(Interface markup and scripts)
※ ※ ※

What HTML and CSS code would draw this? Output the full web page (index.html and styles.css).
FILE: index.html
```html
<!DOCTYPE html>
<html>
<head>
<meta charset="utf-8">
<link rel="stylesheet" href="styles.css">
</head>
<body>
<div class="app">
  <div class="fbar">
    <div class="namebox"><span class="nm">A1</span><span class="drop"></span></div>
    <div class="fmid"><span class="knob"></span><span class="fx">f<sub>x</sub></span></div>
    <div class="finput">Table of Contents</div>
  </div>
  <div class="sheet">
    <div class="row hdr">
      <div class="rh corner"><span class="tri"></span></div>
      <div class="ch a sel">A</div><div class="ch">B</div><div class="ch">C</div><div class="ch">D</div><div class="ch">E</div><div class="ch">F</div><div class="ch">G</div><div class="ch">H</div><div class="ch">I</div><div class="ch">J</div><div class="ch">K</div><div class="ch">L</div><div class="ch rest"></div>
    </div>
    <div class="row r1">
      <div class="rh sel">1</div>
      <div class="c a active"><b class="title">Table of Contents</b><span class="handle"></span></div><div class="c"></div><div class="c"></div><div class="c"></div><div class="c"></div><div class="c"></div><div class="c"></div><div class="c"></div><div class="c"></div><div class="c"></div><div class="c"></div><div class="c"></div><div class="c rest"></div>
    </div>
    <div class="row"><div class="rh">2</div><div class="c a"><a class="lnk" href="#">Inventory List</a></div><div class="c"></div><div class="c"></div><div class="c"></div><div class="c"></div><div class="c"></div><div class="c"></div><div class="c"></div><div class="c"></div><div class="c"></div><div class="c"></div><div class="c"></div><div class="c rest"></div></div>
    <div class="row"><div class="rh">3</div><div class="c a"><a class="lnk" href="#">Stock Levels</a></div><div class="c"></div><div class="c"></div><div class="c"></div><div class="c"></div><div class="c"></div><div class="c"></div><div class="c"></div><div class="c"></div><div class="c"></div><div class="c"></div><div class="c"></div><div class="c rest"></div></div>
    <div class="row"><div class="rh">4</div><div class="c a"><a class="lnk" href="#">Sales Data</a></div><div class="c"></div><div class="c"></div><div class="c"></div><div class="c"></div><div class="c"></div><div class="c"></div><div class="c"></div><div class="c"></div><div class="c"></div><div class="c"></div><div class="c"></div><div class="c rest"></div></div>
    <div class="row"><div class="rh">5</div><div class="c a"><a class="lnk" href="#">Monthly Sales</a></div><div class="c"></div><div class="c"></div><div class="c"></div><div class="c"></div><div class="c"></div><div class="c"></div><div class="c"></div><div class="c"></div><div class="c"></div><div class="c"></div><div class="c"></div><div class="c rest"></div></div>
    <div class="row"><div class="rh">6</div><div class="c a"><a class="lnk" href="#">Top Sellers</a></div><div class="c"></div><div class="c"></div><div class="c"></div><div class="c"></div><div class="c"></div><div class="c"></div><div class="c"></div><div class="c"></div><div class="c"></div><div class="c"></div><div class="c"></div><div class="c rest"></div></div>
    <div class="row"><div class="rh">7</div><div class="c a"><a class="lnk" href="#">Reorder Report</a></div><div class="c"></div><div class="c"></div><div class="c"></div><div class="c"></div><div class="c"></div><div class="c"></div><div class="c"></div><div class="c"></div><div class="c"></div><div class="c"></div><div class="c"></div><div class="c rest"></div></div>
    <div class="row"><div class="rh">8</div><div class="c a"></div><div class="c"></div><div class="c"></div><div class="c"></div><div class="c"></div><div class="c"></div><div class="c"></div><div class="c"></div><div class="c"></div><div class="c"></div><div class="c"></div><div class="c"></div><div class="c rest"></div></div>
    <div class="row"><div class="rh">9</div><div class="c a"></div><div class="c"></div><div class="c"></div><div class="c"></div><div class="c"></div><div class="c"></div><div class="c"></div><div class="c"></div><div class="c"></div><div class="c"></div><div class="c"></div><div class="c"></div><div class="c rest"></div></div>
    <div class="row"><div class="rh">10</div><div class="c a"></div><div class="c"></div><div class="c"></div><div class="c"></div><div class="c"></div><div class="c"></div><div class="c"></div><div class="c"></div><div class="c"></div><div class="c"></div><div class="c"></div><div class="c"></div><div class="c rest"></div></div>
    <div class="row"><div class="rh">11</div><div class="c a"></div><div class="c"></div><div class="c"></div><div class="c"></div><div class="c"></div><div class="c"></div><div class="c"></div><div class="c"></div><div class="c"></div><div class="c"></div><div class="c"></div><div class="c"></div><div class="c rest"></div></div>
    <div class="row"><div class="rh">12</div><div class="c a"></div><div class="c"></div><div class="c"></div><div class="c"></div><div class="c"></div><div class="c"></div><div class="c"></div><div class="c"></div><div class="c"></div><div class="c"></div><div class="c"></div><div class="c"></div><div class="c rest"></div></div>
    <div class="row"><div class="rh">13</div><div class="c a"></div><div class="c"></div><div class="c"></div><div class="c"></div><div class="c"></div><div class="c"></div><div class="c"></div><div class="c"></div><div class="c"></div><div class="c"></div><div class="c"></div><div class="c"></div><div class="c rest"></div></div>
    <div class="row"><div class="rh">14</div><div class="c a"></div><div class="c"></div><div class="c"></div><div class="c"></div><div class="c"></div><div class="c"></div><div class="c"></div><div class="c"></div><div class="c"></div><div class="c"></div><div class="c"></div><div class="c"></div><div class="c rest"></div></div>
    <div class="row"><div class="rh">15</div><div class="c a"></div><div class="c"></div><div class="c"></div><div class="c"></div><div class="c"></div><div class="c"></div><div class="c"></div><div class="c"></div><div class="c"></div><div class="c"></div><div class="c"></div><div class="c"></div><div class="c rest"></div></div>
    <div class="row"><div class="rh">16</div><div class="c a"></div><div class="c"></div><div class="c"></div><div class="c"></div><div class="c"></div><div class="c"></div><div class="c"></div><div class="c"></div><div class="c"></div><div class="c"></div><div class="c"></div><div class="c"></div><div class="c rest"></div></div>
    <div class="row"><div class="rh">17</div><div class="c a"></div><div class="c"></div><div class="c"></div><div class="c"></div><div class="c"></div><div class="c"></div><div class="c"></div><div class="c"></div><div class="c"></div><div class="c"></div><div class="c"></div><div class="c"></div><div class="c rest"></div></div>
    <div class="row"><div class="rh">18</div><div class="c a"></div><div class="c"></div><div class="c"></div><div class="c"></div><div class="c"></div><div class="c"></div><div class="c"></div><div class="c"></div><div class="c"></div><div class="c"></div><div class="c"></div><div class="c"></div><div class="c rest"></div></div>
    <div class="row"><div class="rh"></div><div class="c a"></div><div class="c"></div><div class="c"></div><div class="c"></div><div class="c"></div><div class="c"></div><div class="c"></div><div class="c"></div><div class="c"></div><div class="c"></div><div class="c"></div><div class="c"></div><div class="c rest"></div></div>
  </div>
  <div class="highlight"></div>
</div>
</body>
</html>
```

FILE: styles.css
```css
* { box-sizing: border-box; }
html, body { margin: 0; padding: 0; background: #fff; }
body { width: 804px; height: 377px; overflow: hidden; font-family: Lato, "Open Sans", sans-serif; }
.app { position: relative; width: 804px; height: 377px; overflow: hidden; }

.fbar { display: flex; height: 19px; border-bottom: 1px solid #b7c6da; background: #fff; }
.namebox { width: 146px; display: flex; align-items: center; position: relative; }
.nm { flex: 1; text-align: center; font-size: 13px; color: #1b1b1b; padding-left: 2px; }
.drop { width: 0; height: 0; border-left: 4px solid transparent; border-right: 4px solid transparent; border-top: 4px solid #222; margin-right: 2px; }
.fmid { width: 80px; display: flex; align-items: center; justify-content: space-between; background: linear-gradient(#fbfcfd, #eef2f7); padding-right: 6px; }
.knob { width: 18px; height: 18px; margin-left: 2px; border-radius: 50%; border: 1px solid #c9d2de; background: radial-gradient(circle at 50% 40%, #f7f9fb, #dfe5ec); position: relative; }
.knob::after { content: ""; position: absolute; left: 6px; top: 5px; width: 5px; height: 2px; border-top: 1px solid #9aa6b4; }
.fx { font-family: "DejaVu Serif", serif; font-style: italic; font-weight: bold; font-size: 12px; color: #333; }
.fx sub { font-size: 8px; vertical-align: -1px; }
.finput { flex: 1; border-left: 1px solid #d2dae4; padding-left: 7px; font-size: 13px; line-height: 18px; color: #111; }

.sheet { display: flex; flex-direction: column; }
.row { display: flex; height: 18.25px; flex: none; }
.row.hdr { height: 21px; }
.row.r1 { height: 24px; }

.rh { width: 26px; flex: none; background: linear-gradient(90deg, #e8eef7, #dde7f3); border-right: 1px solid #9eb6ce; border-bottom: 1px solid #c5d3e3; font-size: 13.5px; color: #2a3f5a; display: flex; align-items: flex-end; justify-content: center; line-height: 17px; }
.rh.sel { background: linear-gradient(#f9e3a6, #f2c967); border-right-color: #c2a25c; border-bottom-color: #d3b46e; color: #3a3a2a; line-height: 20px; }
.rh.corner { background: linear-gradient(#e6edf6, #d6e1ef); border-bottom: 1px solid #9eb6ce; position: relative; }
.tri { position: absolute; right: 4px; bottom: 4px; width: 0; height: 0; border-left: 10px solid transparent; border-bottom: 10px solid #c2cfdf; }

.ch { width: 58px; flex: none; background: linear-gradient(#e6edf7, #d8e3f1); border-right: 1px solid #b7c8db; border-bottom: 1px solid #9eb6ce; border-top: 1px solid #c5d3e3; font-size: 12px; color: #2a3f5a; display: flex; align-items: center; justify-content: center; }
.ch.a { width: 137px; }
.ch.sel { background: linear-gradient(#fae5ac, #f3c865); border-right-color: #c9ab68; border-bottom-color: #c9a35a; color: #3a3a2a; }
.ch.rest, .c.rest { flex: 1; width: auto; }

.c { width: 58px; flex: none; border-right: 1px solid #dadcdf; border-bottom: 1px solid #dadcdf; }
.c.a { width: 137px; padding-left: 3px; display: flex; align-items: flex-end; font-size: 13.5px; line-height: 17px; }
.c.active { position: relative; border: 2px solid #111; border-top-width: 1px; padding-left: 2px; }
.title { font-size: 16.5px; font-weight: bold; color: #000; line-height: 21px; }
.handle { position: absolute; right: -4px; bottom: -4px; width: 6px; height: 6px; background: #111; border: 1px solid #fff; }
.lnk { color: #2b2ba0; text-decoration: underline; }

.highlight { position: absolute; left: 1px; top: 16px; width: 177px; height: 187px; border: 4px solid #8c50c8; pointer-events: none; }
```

※ ※ ※

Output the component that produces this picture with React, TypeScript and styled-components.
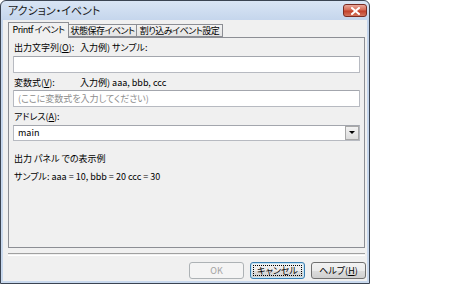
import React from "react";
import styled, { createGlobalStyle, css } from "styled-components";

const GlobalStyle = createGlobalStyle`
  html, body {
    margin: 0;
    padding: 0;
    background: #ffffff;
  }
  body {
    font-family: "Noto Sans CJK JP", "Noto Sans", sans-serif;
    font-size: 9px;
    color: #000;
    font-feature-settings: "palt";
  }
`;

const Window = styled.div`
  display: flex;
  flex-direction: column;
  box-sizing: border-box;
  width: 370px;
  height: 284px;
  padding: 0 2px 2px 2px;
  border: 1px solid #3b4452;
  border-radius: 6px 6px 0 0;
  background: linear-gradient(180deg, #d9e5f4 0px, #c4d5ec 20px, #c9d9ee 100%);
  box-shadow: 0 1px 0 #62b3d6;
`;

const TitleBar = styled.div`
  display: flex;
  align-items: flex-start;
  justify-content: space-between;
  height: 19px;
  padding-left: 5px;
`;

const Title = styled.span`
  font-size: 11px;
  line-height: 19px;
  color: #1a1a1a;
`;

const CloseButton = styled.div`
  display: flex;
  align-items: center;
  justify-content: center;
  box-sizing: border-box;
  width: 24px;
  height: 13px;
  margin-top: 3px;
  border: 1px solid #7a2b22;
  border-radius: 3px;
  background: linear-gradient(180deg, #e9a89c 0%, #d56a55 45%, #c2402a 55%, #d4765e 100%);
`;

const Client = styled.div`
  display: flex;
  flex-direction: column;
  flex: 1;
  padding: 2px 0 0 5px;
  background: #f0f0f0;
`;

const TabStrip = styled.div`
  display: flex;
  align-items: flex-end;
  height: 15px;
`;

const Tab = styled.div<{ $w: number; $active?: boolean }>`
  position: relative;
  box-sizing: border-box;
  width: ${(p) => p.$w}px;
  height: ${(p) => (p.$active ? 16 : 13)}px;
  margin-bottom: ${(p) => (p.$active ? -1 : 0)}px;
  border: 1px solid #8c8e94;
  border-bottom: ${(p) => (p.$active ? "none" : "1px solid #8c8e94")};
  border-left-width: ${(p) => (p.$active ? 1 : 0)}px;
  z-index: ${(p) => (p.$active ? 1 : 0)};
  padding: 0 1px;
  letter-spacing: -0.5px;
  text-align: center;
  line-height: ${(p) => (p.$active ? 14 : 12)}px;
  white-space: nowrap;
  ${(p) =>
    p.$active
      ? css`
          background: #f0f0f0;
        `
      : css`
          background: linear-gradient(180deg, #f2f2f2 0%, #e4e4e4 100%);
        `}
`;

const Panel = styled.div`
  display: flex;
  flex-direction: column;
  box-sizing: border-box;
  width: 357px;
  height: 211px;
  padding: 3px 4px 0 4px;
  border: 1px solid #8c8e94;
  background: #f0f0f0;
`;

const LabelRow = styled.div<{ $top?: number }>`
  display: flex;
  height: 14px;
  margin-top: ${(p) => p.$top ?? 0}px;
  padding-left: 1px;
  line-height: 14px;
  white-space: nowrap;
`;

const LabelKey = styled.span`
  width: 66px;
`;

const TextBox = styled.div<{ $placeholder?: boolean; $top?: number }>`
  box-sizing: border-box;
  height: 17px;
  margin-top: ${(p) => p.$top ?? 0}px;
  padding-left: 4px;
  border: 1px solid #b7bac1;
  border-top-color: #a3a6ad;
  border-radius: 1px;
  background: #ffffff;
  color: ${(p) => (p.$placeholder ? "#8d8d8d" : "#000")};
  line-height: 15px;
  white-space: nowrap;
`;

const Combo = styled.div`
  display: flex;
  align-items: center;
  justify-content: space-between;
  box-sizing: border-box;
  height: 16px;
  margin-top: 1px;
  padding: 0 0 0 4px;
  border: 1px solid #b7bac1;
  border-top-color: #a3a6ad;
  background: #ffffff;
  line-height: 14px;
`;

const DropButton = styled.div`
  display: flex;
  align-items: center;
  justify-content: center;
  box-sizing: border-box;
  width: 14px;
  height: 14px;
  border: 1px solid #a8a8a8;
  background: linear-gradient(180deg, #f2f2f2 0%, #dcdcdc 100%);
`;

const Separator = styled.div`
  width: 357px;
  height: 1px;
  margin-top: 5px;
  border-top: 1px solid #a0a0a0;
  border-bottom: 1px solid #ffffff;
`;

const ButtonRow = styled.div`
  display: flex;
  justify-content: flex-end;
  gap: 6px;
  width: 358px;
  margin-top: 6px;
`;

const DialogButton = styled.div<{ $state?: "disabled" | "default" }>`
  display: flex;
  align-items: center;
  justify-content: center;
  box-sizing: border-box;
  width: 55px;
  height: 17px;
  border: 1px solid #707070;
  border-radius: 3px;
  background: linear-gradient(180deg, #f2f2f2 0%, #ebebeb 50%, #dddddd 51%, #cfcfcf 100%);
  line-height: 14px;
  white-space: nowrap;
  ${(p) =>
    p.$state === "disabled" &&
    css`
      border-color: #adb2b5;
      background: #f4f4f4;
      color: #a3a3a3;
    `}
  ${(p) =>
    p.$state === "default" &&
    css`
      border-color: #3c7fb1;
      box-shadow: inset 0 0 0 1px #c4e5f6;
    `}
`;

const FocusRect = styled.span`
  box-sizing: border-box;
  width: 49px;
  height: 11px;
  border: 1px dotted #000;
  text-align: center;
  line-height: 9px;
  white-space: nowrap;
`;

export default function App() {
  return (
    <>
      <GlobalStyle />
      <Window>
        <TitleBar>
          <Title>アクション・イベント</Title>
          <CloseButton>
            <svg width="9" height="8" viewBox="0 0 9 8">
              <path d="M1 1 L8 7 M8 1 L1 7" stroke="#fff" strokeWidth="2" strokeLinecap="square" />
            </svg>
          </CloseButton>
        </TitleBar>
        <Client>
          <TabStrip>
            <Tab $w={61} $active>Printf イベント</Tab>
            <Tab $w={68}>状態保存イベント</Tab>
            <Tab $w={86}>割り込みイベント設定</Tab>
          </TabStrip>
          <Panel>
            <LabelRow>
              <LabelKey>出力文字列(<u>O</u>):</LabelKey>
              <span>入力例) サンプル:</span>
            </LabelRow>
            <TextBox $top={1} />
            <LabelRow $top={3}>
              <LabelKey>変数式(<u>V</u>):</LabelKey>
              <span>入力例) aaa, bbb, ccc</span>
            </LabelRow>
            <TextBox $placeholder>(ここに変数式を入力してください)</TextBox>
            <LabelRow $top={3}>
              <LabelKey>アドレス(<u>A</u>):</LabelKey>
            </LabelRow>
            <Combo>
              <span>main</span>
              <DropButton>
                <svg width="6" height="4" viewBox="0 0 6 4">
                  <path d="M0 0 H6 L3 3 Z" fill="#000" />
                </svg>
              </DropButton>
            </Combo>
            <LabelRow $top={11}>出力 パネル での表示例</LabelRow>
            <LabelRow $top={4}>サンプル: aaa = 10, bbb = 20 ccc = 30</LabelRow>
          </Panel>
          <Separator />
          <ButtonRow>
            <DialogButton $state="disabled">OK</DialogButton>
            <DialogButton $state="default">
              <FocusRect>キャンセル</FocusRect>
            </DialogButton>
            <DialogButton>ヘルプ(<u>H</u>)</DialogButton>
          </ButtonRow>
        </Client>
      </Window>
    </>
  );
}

※ ※ ※

_Your goal_.
Go through the listing above and report how many of its lines contain the word "styles", with only the number as output.

_Response for this exercise_.
3